Leave out the pictures, then reproduce the rest of the material exactly.

# [Provided material]
________________________

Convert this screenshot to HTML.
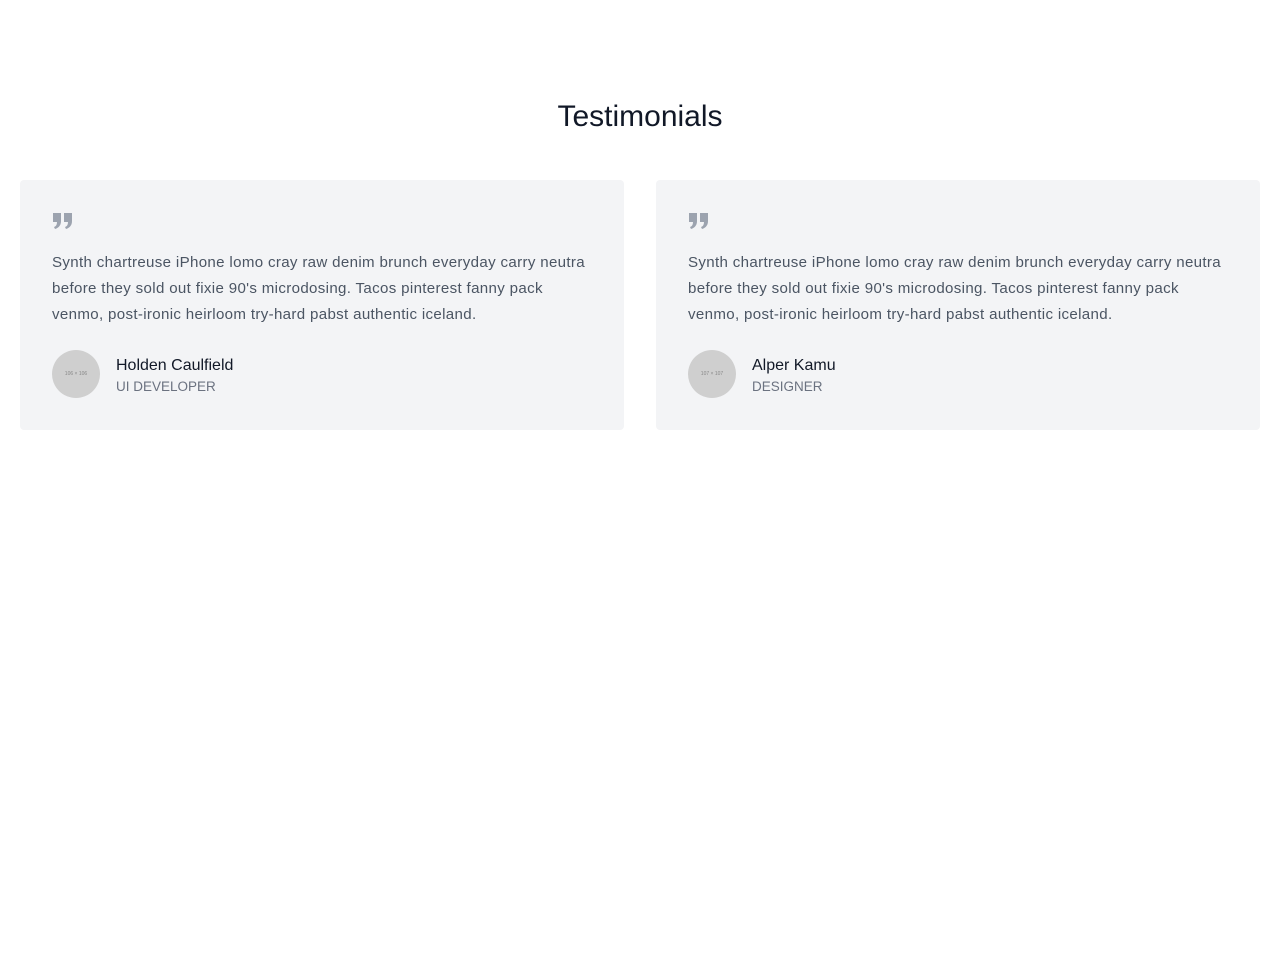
<!DOCTYPE html>
<html><head><meta charset="utf-8"><style>
body{margin:0;background:#fff;font-family:"Liberation Sans",sans-serif;}
h1{margin:0;position:absolute;top:100px;left:0;width:1280px;text-align:center;font-size:30px;font-weight:500;color:#111827;}
.card{position:absolute;top:180px;width:604px;height:250px;background:#f3f4f6;border-radius:4px;}
.q{position:absolute;left:32px;top:32px;}
.t{position:absolute;left:32px;top:70px;width:538px;font-size:15.1px;letter-spacing:0.33px;line-height:26px;color:#4b5563;}
.av{position:absolute;left:32px;top:170px;width:48px;height:48px;border-radius:50%;background:#cfcfcf;color:#888;font-size:5px;text-align:center;line-height:48px;}
.n{position:absolute;left:96px;top:177px;font-size:16px;color:#111827;}
.r{position:absolute;left:96px;top:199px;font-size:13.5px;color:#6b7280;}
</style></head><body>
<h1>Testimonials</h1>
<div class="card" style="left:20px">
<svg class="q" width="21" height="18" viewBox="0 0 21 18"><path fill="#9ca3af" d="M1 1h8v8q0 6-6 8l-1-2q3-1 3-5H1z M12 1h8v8q0 6-6 8l-1-2q3-1 3-5h-4z"/></svg>
<div class="t">Synth chartreuse iPhone lomo cray raw denim brunch everyday carry neutra before they sold out fixie 90's microdosing. Tacos pinterest fanny pack venmo, post-ironic heirloom try-hard pabst authentic iceland.</div>
<div class="av">106 × 106</div><div class="n">Holden Caulfield</div><div class="r">UI DEVELOPER</div>
</div>
<div class="card" style="left:656px">
<svg class="q" width="21" height="18" viewBox="0 0 21 18"><path fill="#9ca3af" d="M1 1h8v8q0 6-6 8l-1-2q3-1 3-5H1z M12 1h8v8q0 6-6 8l-1-2q3-1 3-5h-4z"/></svg>
<div class="t">Synth chartreuse iPhone lomo cray raw denim brunch everyday carry neutra before they sold out fixie 90's microdosing. Tacos pinterest fanny pack venmo, post-ironic heirloom try-hard pabst authentic iceland.</div>
<div class="av">107 × 107</div><div class="n">Alper Kamu</div><div class="r">DESIGNER</div>
</div>
</body></html>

________________________

# [Complete output]
Convert this screenshot to HTML.
<!DOCTYPE html>
<html><head><meta charset="utf-8"><style>
body{margin:0;background:#fff;font-family:"Liberation Sans",sans-serif;}
h1{margin:0;position:absolute;top:100px;left:0;width:1280px;text-align:center;font-size:30px;font-weight:500;color:#111827;}
.card{position:absolute;top:180px;width:604px;height:250px;background:#f3f4f6;border-radius:4px;}
.q{position:absolute;left:32px;top:32px;}
.t{position:absolute;left:32px;top:70px;width:538px;font-size:15.1px;letter-spacing:0.33px;line-height:26px;color:#4b5563;}
.av{position:absolute;left:32px;top:170px;width:48px;height:48px;border-radius:50%;background:#cfcfcf;color:#888;font-size:5px;text-align:center;line-height:48px;}
.n{position:absolute;left:96px;top:177px;font-size:16px;color:#111827;}
.r{position:absolute;left:96px;top:199px;font-size:13.5px;color:#6b7280;}
</style></head><body>
<h1>Testimonials</h1>
<div class="card" style="left:20px">
<svg class="q" width="21" height="18" viewBox="0 0 21 18"><path fill="#9ca3af" d="M1 1h8v8q0 6-6 8l-1-2q3-1 3-5H1z M12 1h8v8q0 6-6 8l-1-2q3-1 3-5h-4z"/></svg>
<div class="t">Synth chartreuse iPhone lomo cray raw denim brunch everyday carry neutra before they sold out fixie 90's microdosing. Tacos pinterest fanny pack venmo, post-ironic heirloom try-hard pabst authentic iceland.</div>
<div class="av">106 × 106</div><div class="n">Holden Caulfield</div><div class="r">UI DEVELOPER</div>
</div>
<div class="card" style="left:656px">
<svg class="q" width="21" height="18" viewBox="0 0 21 18"><path fill="#9ca3af" d="M1 1h8v8q0 6-6 8l-1-2q3-1 3-5H1z M12 1h8v8q0 6-6 8l-1-2q3-1 3-5h-4z"/></svg>
<div class="t">Synth chartreuse iPhone lomo cray raw denim brunch everyday carry neutra before they sold out fixie 90's microdosing. Tacos pinterest fanny pack venmo, post-ironic heirloom try-hard pabst authentic iceland.</div>
<div class="av">107 × 107</div><div class="n">Alper Kamu</div><div class="r">DESIGNER</div>
</div>
</body></html>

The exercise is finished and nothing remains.